At plaintiff’s request the district court took judicial notice of the judgment decreeing plaintiff a water right in Bear Creek, but the district court found that the judgment did not give plaintiff a right to divert water from Little Bear Creek.

Here, the only question presented for review is whether or not the district court erred in holding that these facts under the applicable law failed to show a right to relief. We find the district court did not err in so holding.

Because of the procedural decision to dismiss for failure of plaintiff’s proof in the district court, we are constrained to view the evidence in a light most favorable to plaintiff. MacDonald v. Protestant Episcopal Church, 150 Mont. 332, 435 P.2d 369. However, this does not relieve plaintiff of the burden of producing evidence in support of each element essential to his recovery. Section 93-1501-1, R.C.M. 1947.

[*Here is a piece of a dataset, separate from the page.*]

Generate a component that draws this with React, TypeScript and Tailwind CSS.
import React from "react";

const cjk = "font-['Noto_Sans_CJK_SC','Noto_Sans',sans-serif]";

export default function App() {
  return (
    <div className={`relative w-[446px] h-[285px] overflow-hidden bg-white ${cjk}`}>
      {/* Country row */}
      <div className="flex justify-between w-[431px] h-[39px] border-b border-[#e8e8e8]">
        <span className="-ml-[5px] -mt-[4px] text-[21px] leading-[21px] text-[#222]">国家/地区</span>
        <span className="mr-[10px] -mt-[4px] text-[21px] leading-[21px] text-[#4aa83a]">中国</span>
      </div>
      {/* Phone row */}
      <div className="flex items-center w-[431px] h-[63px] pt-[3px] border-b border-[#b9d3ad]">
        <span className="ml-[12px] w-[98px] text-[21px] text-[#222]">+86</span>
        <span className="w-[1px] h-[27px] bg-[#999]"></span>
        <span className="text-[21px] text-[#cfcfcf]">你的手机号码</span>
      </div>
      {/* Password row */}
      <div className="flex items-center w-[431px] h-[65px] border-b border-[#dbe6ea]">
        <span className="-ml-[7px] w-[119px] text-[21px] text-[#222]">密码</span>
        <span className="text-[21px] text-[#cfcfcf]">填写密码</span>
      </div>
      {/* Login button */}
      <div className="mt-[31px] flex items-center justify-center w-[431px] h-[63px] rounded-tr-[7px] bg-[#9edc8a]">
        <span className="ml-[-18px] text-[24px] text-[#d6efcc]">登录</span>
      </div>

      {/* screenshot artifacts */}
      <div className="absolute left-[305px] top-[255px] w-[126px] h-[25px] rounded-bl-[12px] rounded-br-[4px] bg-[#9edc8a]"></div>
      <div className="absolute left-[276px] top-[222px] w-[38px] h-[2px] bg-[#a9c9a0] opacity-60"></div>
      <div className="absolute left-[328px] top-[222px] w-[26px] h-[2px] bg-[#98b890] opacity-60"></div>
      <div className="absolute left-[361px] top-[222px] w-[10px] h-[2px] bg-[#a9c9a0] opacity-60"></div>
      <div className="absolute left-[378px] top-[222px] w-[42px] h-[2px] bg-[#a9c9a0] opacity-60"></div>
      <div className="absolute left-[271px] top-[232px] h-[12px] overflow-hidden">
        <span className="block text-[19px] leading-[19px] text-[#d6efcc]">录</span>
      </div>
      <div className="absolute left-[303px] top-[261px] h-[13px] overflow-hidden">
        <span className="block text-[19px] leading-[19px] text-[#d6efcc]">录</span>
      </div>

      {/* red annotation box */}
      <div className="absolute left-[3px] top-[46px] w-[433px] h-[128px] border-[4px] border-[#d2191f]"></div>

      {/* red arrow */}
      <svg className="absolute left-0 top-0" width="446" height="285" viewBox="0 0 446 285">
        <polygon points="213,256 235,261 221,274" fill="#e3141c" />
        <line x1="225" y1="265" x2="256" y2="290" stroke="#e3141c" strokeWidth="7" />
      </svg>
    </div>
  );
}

Plaintiff proceeded on the theory that he possessed by virtue of grant a right in the ditch in question. To establish this right plaintiff must show that the right claimed was in fact granted to him. Plaintiff attempted to show the grant of the ditch right through introduction of his deed with its conveyance specifically of the ditch rights connected with his water right on Bear Creek and generally of all water ditches belonging to the property. He also testified as to the use and existence of the ditch.

While a warranty deed such as that offered by plaintiff is generally considered prima facie proof of good title (26A C.J.S. Deeds § 182(f)) this presumption extends only to property specifically described by such deed. In this case the only ditch rights which can be said to be specifically described were those connected with the right on Bear Creek.

*502The district court had before it the judgment awarding-plaintiff a water right in Bear Creek. From that judgment the district court determined that the water right in Bear Creek did not give plaintiff a water right in Little Bear Creek. That judgment was not made a part of the record on this appeal. Accordingly, since we have no basis for review of the district court’s determination, we must assume that the denial of a water right in Little Bear Creek was correct. Joy v. Little, 134 Mont. 82, 328 P.2d 636. It follows that the ditch in question cannot be a ditch which was specifically granted as connected with the water right. Since the ditch right was not one of those specifically granted by plaintiff’s deed, the deed alone does not serve as prima facie evidence of plaintiff’s claimed ditch right.

To establish his claimed ditch right plaintiff must show not only that he was granted all “water ditches to the same belonging” but that the ditch he now claims was in fact a ditch which belonged to the property at the time of the grant. There was only plaintiff’s testimony that the ditch was in existence and occasionally used. There was nothing to indicate the ditch belonged to his grantor; that his grantor had some right therein; or even that his grantor claimed to have such an interest. The existence of the ditch and occasional use are as consistent with permissive use as they are with use by right. Plaintiff’s failure to establish that this ditch was within the general grant contained in his deed of “all water ditches to the same belonging” is fatal to his claim of right by virtue of grant.

The judgment of the district court is affirmed.

MR. CHIEF JUSTICE JAMES T. HARRISON and MR. JUSTICES DALY and CASTLES concur.





Concurrence Opinion

MR. JUSTICE HASWELL

(specially concurring) :

I concur in the result. Under the facts here, plaintiff’s right to an injunction and damages requires establishment of a water right in plaintiff to the waters of Little Bear Creek. There is a complete failure of proof in this respect.

*503Here plaintiff is attempting to supplement the waters of Big Bear Creek (in which he has a water right) by diversion from the waters of Little Bear Creek (in which he has no water right) and thus enhance his water rights to the detriment of others.